- _Task to complete_
Each line containing the word "screenshot" must be collected.
==== Provided data ====
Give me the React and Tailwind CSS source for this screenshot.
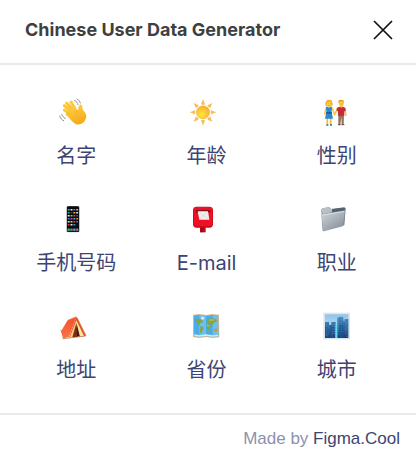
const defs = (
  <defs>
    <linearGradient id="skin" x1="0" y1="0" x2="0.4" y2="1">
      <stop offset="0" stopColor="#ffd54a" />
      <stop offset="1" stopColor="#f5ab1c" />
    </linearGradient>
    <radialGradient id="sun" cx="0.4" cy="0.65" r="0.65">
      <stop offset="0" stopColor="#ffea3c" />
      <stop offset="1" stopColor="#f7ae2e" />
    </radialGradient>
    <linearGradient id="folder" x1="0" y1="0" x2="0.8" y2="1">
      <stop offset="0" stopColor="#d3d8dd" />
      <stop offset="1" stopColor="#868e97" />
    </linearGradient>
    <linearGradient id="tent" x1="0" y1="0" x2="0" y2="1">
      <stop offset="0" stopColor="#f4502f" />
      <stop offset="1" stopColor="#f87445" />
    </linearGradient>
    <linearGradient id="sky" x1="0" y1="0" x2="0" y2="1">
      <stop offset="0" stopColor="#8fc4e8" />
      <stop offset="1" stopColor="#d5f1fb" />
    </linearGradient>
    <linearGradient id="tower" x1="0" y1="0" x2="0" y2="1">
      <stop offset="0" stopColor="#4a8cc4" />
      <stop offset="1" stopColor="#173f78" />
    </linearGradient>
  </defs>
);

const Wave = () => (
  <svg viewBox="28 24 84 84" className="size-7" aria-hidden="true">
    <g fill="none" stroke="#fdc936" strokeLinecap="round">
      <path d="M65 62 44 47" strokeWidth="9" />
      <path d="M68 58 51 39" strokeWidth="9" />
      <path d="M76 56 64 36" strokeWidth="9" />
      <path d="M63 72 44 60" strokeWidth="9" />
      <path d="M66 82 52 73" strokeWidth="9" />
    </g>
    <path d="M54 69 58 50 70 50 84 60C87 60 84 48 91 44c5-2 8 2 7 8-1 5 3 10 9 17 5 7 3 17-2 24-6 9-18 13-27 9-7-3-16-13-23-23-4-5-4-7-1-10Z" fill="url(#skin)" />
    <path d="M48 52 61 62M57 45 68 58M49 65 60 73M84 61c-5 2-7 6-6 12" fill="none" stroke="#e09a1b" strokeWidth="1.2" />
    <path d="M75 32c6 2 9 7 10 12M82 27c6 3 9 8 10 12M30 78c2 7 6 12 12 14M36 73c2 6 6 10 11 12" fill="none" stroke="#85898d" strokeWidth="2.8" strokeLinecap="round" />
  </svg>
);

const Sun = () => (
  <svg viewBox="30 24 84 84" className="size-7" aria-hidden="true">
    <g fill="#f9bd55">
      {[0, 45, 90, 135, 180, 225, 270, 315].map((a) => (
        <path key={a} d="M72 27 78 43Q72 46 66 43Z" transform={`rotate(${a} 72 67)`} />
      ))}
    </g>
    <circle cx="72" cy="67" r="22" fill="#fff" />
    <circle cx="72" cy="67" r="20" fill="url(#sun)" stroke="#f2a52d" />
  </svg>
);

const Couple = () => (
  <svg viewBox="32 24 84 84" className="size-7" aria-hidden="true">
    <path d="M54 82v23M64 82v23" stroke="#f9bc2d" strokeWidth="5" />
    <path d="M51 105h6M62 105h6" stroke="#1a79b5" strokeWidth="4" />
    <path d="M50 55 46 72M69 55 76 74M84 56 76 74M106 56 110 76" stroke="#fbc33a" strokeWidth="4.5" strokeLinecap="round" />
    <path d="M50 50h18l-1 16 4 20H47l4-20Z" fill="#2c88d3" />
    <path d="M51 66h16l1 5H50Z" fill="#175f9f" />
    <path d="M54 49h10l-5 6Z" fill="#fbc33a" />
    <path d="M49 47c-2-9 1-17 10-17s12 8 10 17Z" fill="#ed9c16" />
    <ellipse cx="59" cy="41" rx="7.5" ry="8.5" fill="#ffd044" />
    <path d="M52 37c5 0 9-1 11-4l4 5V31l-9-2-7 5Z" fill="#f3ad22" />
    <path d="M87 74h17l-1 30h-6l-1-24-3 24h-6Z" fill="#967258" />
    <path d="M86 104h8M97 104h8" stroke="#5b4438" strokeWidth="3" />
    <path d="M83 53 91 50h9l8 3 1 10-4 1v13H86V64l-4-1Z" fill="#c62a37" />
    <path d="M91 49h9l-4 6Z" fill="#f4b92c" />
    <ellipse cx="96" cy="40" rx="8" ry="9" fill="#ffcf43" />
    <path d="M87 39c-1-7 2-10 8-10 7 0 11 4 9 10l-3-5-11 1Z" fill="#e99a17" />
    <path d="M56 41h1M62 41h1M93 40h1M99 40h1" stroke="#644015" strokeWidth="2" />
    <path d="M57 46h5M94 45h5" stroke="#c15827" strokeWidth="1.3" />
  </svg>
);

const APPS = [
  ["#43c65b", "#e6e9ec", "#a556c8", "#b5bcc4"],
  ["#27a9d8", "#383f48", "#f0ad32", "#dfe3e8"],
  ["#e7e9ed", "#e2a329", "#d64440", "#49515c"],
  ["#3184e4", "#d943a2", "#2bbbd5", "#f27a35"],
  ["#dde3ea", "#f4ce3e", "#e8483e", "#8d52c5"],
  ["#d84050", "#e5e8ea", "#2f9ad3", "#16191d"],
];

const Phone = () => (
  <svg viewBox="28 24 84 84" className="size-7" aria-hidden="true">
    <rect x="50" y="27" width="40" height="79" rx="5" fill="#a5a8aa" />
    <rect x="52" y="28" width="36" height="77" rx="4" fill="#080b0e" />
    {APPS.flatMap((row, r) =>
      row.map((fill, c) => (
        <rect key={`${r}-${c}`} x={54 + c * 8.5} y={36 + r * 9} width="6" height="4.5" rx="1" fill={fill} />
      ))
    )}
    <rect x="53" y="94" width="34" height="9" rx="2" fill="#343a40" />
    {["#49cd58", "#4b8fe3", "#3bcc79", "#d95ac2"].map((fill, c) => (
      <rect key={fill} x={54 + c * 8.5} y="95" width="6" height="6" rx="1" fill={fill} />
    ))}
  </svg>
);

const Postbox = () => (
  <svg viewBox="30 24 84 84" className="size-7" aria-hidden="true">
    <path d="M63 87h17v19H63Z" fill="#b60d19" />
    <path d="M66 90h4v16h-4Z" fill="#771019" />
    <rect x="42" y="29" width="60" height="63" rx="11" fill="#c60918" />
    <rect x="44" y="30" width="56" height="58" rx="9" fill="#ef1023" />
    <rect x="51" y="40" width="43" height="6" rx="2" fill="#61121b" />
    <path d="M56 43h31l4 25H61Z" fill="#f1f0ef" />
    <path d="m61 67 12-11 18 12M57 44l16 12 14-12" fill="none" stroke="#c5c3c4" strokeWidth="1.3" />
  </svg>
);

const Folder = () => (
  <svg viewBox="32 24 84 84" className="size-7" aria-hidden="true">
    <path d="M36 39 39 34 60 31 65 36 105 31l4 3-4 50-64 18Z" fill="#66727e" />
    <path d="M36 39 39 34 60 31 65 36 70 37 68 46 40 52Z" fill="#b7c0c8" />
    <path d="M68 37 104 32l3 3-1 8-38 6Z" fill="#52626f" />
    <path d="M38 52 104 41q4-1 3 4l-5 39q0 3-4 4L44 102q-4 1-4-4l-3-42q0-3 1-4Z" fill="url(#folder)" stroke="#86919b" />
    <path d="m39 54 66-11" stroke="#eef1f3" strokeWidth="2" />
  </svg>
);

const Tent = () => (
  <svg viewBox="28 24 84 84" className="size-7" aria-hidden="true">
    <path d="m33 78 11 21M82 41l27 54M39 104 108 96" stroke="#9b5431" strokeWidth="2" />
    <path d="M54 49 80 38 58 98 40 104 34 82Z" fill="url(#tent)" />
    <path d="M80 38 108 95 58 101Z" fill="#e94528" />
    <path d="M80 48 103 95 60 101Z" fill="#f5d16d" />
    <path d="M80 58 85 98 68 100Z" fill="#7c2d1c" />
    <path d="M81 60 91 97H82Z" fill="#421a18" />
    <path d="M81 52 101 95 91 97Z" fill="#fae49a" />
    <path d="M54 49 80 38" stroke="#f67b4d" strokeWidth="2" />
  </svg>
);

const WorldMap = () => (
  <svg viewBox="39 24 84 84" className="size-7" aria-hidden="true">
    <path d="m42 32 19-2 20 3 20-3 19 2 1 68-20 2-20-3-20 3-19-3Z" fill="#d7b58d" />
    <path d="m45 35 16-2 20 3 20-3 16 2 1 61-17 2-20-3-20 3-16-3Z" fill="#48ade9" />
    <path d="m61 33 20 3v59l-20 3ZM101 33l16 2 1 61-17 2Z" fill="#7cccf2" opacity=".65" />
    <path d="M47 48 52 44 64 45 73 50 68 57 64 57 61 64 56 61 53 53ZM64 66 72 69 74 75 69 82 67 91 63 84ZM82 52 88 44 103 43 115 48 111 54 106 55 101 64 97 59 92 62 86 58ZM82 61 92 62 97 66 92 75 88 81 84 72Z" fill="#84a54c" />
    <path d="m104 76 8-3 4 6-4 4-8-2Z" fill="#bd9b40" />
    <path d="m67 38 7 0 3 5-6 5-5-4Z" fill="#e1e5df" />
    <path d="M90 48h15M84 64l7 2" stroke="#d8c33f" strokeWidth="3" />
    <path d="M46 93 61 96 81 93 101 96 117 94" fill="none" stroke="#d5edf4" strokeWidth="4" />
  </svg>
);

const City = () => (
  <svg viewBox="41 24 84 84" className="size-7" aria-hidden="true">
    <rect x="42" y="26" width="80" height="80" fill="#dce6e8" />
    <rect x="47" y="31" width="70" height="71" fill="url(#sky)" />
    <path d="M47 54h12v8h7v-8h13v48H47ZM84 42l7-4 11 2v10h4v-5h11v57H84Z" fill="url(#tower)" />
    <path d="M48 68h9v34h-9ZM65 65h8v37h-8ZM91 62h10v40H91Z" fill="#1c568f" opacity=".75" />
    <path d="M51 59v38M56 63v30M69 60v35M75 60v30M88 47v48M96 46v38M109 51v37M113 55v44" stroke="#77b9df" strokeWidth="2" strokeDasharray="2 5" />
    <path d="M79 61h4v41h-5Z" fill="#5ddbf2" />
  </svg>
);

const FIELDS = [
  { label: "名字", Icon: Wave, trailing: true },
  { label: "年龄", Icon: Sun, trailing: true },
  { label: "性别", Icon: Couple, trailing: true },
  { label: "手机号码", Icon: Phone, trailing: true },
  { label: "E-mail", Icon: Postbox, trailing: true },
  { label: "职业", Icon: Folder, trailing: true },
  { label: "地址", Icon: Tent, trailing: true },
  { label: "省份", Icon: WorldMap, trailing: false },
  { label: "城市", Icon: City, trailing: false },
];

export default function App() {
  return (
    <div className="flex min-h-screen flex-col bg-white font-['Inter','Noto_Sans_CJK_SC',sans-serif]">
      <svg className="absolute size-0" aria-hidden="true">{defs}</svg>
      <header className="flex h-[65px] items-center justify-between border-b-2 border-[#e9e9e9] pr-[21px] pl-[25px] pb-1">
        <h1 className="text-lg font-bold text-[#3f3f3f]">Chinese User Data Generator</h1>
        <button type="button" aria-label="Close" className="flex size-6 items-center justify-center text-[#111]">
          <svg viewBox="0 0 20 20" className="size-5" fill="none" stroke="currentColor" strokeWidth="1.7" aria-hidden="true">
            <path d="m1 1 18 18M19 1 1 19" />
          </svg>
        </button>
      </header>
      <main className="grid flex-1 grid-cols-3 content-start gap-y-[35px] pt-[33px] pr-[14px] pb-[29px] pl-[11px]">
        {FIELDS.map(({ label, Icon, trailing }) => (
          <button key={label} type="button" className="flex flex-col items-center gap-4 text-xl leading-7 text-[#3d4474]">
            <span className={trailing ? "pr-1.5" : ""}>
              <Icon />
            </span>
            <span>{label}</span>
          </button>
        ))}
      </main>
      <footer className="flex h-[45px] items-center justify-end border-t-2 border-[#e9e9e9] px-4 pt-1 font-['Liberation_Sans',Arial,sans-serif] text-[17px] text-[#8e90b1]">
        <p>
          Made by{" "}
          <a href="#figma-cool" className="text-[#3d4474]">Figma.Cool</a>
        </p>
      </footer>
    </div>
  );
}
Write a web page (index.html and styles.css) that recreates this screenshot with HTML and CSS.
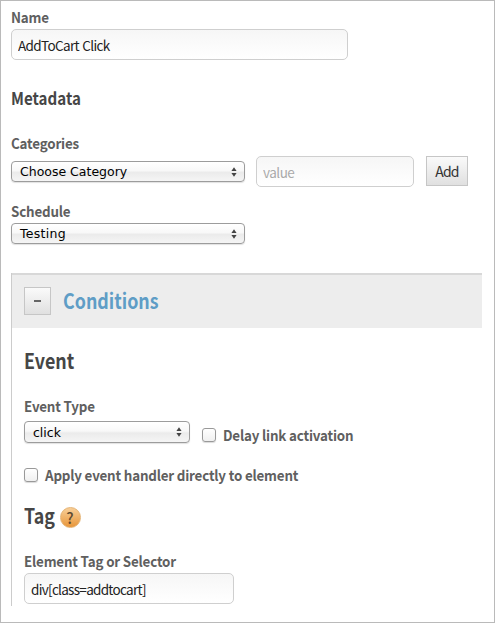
====
- _Result of the exercise_
Give me the React and Tailwind CSS source for this screenshot.
Write a web page (index.html and styles.css) that recreates this screenshot with HTML and CSS.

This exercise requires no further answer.